This topic describes how to use the zhparser extension to run Chinese full-text searches on an ApsaraDB RDS for PostgreSQL instance.

Prerequisites

  • Your RDS instance runs one of the following PostgreSQL versions:
    • PostgreSQL 13
    • PostgreSQL 12
    • PostgreSQL 11
    • PostgreSQL 10
    • PostgreSQL 9.4
  • zhparser is added to the value of the shared_preload_libraries parameter of your RDS instance.

    For more information about how to add zhparser to the value of the shared_preload_libraries parameter, see Manage the parameters of an ApsaraDB RDS for PostgreSQL instance.

Note If the zhparser extension cannot be created, you must update the minor engine version of your RDS instance. For more information, see Update the minor engine version of an ApsaraDB RDS for PostgreSQL instance.

Background information

Open source PostgreSQL provides a built-in parser extension that can segment text in languages, such as English, that not only have punctuation marks but also have spaces between words. However, text in Chinese does not have spaces between words and needs to be segmented based on semantics. Therefore, we recommend that you use the zhparser extension rather than the parser extension to segment text in Chinese.

The zhparser extension of PostgreSQL can segment text in Chinese. After you install the zhparser extension on your RDS instance, you can run Chinese full-text searches on your RDS instance.

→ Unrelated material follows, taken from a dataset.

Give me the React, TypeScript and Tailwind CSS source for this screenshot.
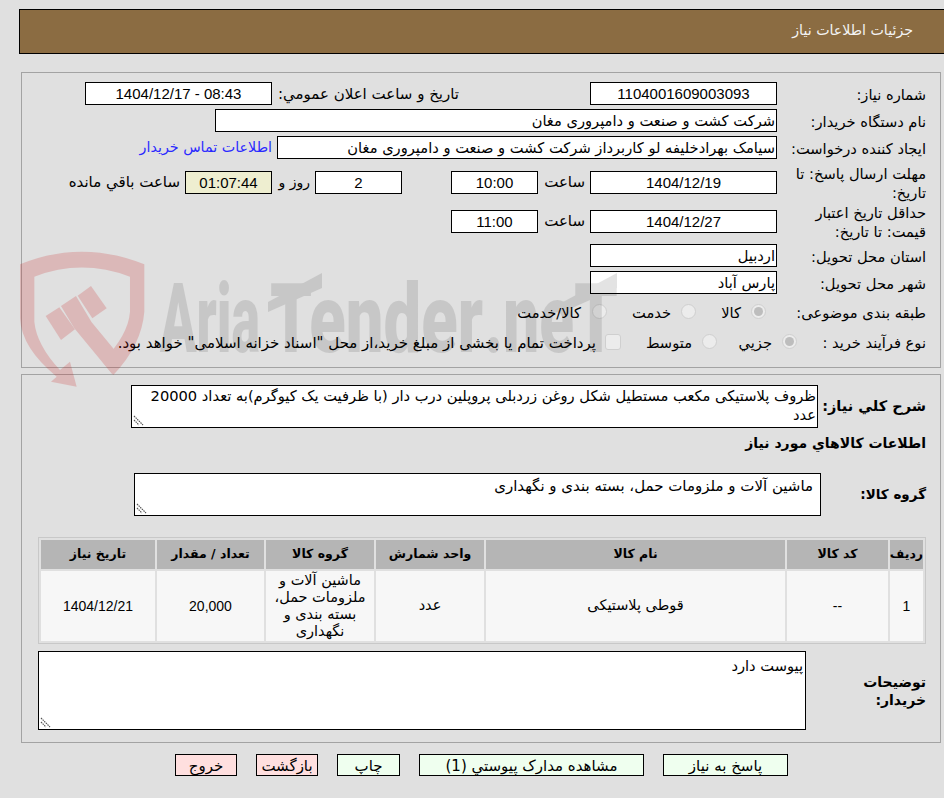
import React from "react";

const font = { fontFamily: '"DejaVu Sans", sans-serif' };

const Box = ({ className = "bg-white", children }: { className?: string; children?: React.ReactNode }) => (
  <div dir="ltr" className={`flex items-center justify-center h-[23px] border border-black font-['Liberation_Sans'] text-[15px] leading-none shrink-0 ${className}`}>
    {children}
  </div>
);

const TextBox = ({ className = "", children }: { className?: string; children?: React.ReactNode }) => (
  <div className={`flex items-center justify-start h-[23px] border border-black bg-white text-[14.67px] leading-none px-px pt-px shrink-0 whitespace-nowrap overflow-hidden ${className}`}>
    {children}
  </div>
);

const Label = ({ children, className = "w-[149px]" }: { children: React.ReactNode; className?: string }) => (
  <div className={`shrink-0 pt-px text-[14.67px] leading-[19px] ${className}`}>{children}</div>
);

const Grip = () => (
  <svg className="absolute left-[1px] bottom-[1px]" width="11" height="11" viewBox="0 0 11 11">
    <path d="M1 1l9 9M1 5l5 5" stroke="#555" strokeWidth="1.2" strokeDasharray="1.5 .8" fill="none" />
  </svg>
);

const Radio = ({ checked = false }: { checked?: boolean }) => (
  <span className="flex items-center justify-center w-[15px] h-[15px] rounded-full border border-[#cfcfcf] bg-[#ececec] shrink-0">
    {checked && <span className="w-[9px] h-[9px] rounded-full bg-[#bdbdbd]" />}
  </span>
);

const Watermark = () => (
  <svg className="absolute top-0 left-0 z-10 pointer-events-none [direction:ltr]" width="944" height="798" viewBox="0 0 944 798">
    <g transform="translate(15 245) scale(.3333)" fill="#c81e1e" opacity=".2">
      <path d="M15 58Q200-18 388 58L388 200Q380 300 295 390L262 350Q340 270 345 200L345 95Q200 40 58 95L58 230Q65 300 135 375L165 350L185 425L108 410L125 395Q20 310 15 220Z" />
      <path d="M138 183L183 153L230 232L318 338L292 388L178 250Z" />
      <path d="M92 213L133 187L180 253L138 285Z" />
      <path d="M188 152L228 123L275 190L232 220Z" />
    </g>
    <g fill="#000" opacity=".107" fontFamily="Roboto" fontWeight="900" fontSize="97">
      <text x="160" y="352" textLength="100" lengthAdjust="spacingAndGlyphs">Aria</text>
      <text x="270" y="352" textLength="213" lengthAdjust="spacingAndGlyphs">Tender</text>
      <text x="484" y="352" textLength="90" lengthAdjust="spacingAndGlyphs">.ne</text>
      <text x="574" y="352" textLength="44" lengthAdjust="spacingAndGlyphs">T</text>
      <path d="M268 302L322 273V288L268 312Z" />
      <path d="M563 302L617 273V288L563 312Z" />
    </g>
  </svg>
);

const columns = ["w-[33px]", "w-[101px]", "w-[299px]", "w-[108px]", "w-[108px]", "w-[107px]", "w-[114px]"];
const heads = ["رديف", "کد کالا", "نام کالا", "واحد شمارش", "گروه کالا", "تعداد / مقدار", "تاریخ نیاز"];

export default function App() {
  return (
    <div dir="rtl" style={font} className="relative h-[798px] overflow-hidden bg-[#e0e0e0] text-black pt-[9px]">
      <Watermark />

      <div className="ml-[19px] h-[45px] flex items-center bg-[#8b6c42] border-y border-l border-black pr-[31px] pb-px">
        <span className="text-[14.2px] text-[#f4f4f4]">جزئیات اطلاعات نیاز</span>
      </div>

      <section className="mr-[3px] w-[920px] h-[296px] mt-[18px] border border-[#a3a3a3] pt-[9px] pr-[14px]">
        <div className="flex items-center h-[23px]">
          <Label>شماره نیاز:</Label>
          <Box className="w-[187px] bg-white">1104001609003093</Box>
          <div className="w-[131px] shrink-0" />
          <div className="w-[181px] shrink-0 pt-px text-[15px] whitespace-nowrap">تاريخ و ساعت اعلان عمومي:</div>
          <Box className="w-[187px] mr-[6px] bg-white">1404/12/17 - 08:43</Box>
        </div>
        <div className="flex items-center h-[23px] mt-[4px]">
          <Label>نام دستگاه خریدار:</Label>
          <TextBox className="w-[562px]">شرکت کشت و صنعت و دامپروری مغان</TextBox>
        </div>
        <div className="flex items-center h-[23px] mt-[4px]">
          <Label>ایجاد کننده درخواست:</Label>
          <TextBox className="w-[500px]">سیامک بهرادخلیفه لو کاربرداز شرکت کشت و صنعت و دامپروری مغان</TextBox>
          <a className="mr-[5px] pt-px text-[14.3px] text-[#2a2aff] whitespace-nowrap">اطلاعات تماس خریدار</a>
        </div>
        <div className="flex items-center h-[38px] mt-[4px]">
          <Label>مهلت ارسال پاسخ: تا<br />تاریخ:</Label>
          <Box className="w-[187px] bg-white">1404/12/19</Box>
          <div className="w-[52px] shrink-0 pr-[5px] text-[15px]">ساعت</div>
          <Box className="w-[87px] bg-white">10:00</Box>
          <div className="w-[49px] shrink-0" />
          <Box className="w-[87px] bg-white">2</Box>
          <div className="w-[43px] shrink-0 pr-[5px] text-[14px]">روز و</div>
          <Box className="w-[87px] bg-[#eeeed0]">01:07:44</Box>
          <div className="mr-[5px] text-[15px] whitespace-nowrap">ساعت باقي مانده</div>
        </div>
        <div className="flex items-center h-[38px] mt-[1px]">
          <Label>حداقل تاریخ اعتبار<br />قیمت: تا تاریخ:</Label>
          <Box className="w-[187px] bg-white">1404/12/27</Box>
          <div className="w-[52px] shrink-0 pr-[5px] text-[15px]">ساعت</div>
          <Box className="w-[87px] bg-white">11:00</Box>
        </div>
        <div className="flex items-center h-[23px] mt-[4px]">
          <Label>استان محل تحویل:</Label>
          <TextBox className="w-[187px]">اردبیل</TextBox>
        </div>
        <div className="flex items-center h-[23px] mt-[4px]">
          <Label>شهر محل تحویل:</Label>
          <TextBox className="w-[187px]">پارس آباد</TextBox>
        </div>
        <div className="flex items-center h-[19px] mt-[8px] text-[14.67px]">
          <Label>طبقه بندی موضوعی:</Label>
          <div className="w-[11px] shrink-0" />
          <Radio checked />
          <span className="w-[55px] pr-[10px] shrink-0 mt-[3px]">کالا</span>
          <Radio />
          <span className="w-[74px] pr-[10px] shrink-0 mt-[3px]">خدمت</span>
          <Radio />
          <span className="pr-[11px] mt-[3px]">کالا/خدمت</span>
        </div>
        <div className="flex items-center h-[19px] mt-[11px] text-[14.67px]">
          <Label className="w-[129px]">نوع فرآیند خرید :</Label>
          <Radio checked />
          <span className="w-[65px] pr-[10px] shrink-0 mt-[3px]">جزیي</span>
          <Radio />
          <span className="w-[81px] pr-[10px] shrink-0 mt-[3px]">متوسط</span>
          <span className="w-[16px] h-[16px] rounded-[3px] border border-[#cfcfcf] bg-[#ececec] shrink-0" />
          <span className="pr-[9px] mt-[3px] text-[15px] whitespace-nowrap">پرداخت تمام یا بخشی از مبلغ خرید،از محل "اسناد خزانه اسلامی" خواهد بود.</span>
        </div>
      </section>

      <section className="mr-[3px] w-[920px] h-[369px] mt-[6px] border border-[#a3a3a3] pt-[10px] pr-[14px]">
        <div className="flex items-center">
          <div className="w-[108px] shrink-0 text-[14.5px] font-bold whitespace-nowrap">شرح كلي نياز:</div>
          <div className="relative w-[687px] h-[43px] border border-black bg-white px-px text-[14.67px] leading-[19px]">
            ظروف پلاستیکی مکعب مستطیل شکل روغن زردبلی پروپلین درب دار (با ظرفیت یک کیوگرم)به تعداد 20000 عدد
            <Grip />
          </div>
        </div>
        <div className="mt-[5px] h-[20px] text-[14px] font-bold leading-[20px]">اطلاعات كالاهاي مورد نياز</div>
        <div className="flex items-center mt-[20px]">
          <div className="w-[105px] shrink-0 text-[13.5px] font-bold">گروه کالا:</div>
          <div className="relative w-[687px] h-[43px] border border-black bg-white pr-[7px] pt-[3px] text-[15px] leading-[19px]">
            ماشین آلات و ملزومات حمل، بسته بندی و نگهداری
            <Grip />
          </div>
        </div>

        <table className="mt-[21px] w-[888px] table-fixed border border-[#c8c8c8] border-separate border-spacing-[2px] text-[12.5px]">
          <colgroup>
            {columns.map((c, i) => (
              <col key={i} className={c} />
            ))}
          </colgroup>
          <thead>
            <tr className="h-[29px] bg-[#b5b5b5]">
              {heads.map((h) => (
                <th key={h} className="font-bold p-0">{h}</th>
              ))}
            </tr>
          </thead>
          <tbody>
            <tr className="h-[70px] bg-[#f7f7f7] text-center align-middle text-[14.5px]">
              <td className="p-0 font-['Liberation_Sans'] text-[14px]">1</td>
              <td className="p-0 font-['Liberation_Sans'] text-[14px]">--</td>
              <td className="p-0">قوطی پلاستیکی</td>
              <td className="p-0">عدد</td>
              <td className="p-0 px-[8px] leading-[17px]">ماشین آلات و ملزومات حمل، بسته بندی و نگهداری</td>
              <td className="p-0 font-['Liberation_Sans'] text-[14px]">20,000</td>
              <td className="p-0 font-['Liberation_Sans'] text-[14px]">1404/12/21</td>
            </tr>
          </tbody>
        </table>

        <div className="flex items-center mt-[7px]">
          <div className="w-[120px] shrink-0 pl-[40px] text-[14px] font-bold leading-[18px]">توضیحات خریدار:</div>
          <div className="relative w-[768px] h-[79px] border border-black bg-white pr-[2px] pt-[4px] text-[14.67px] leading-[19px]">
            پیوست دارد
            <Grip />
          </div>
        </div>
      </section>

      <div className="flex mt-[11px] mr-[156px] gap-[19px] text-[15px]">
        <button className="w-[125px] h-[22px] border border-black bg-[#efffef]">پاسخ به نیاز</button>
        <button className="w-[225px] h-[22px] border border-black bg-[#efffef]">مشاهده مدارک پیوستي (1)</button>
        <button className="w-[63px] h-[22px] border border-black bg-[#efffef]">چاپ</button>
        <button className="w-[62px] h-[22px] border border-black bg-[#ffdfdf]">بازگشت</button>
        <button className="w-[62px] h-[22px] border border-black bg-[#ffdfdf]">خروج</button>
      </div>
    </div>
  );
}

Enable the zhparser extension

Execute the following statements to enable the zhparser extension:
CREATE EXTENSION zhparser;
CREATE TEXT SEARCH CONFIGURATION testzhcfg (PARSER = zhparser);
ALTER TEXT SEARCH CONFIGURATION testzhcfg ADD MAPPING FOR n,v,a,i,e,l WITH simple;
--Optional parameter configuration
alter role all set zhparser.multi_short=on;
--Perform a simple test
SELECT * FROM ts_parse('zhparser', 'hello world! 2010年保障房建设在全国范围内获全面启动,从中央到地方纷纷加大 了 保 障 房 的 建 设 和 投 入 力 度 。 2011年,保障房进入了更大规模的建设阶段。 住房城乡建设部党组书记、部长姜伟新去年底在全国住房城乡建设工作会议上表示,要继续推进保障性安居工程建设。 ');
SELECT to_tsvector('testzhcfg','“今年保障房新开工数量虽然有所下调,但实际的年度在建规模以及竣工规模会超以往年份,相对应的对资金的需求也会创历史纪录。”陈国强说。 在他看来,与2011年相比,2012年的保障房建设在资金配套上的压力将更为严峻。 ');
SELECT to_tsquery('testzhcfg', '保障房资金压力');
Execute the following statements to enable the zhparser extension to run a full-text search:
-- Create a full-text index for the name field of the t1 table. You must replacet1 and name in the SQL statements with the actual table name and field value based on your business requirements. 
create index idx_t1 on t1 using gin (to_tsvector('testzhcfg',upper(name) ));
-- Use the full-text index
 select * from t1 where to_tsvector('testzhcfg',upper(t1.name)) @@ to_tsquery('testzhcfg','(防火)') ;

Customize a Chinese word segment dictionary

Execute the following statements to customize a Chinese word segment dictionary

-- The segmentation result
SELECT to_tsquery('testzhcfg', '保障房资金压力');
-- Insert a new word segment to the dictionary
insert into pg_ts_custom_word values ('保障房资');
-- Make the inserted word segment take effect
select zhprs_sync_dict_xdb();
-- End the connection
\c
-- Requery to obtain new segmentation results
SELECT to_tsquery('testzhcfg', '保障房资金压力');
Instructions to use custom word segments:
  • A maximum of 1 million custom word segments can be added. If the number of word segments exceed the limit, the word segments outside the limit are not processed. Ensure that the number of word segments is within this range. The custom and default word segmentation dictionaries take effect at the same time.
  • Each word segment can be a maximum of 128 bytes in length. The section after the 128th byte will be truncated.
  • After adding, deleting, or changing word segments, execute the select zhprs_sync_dict_xdb(); statement and re-establish a connection to make the operation take effect.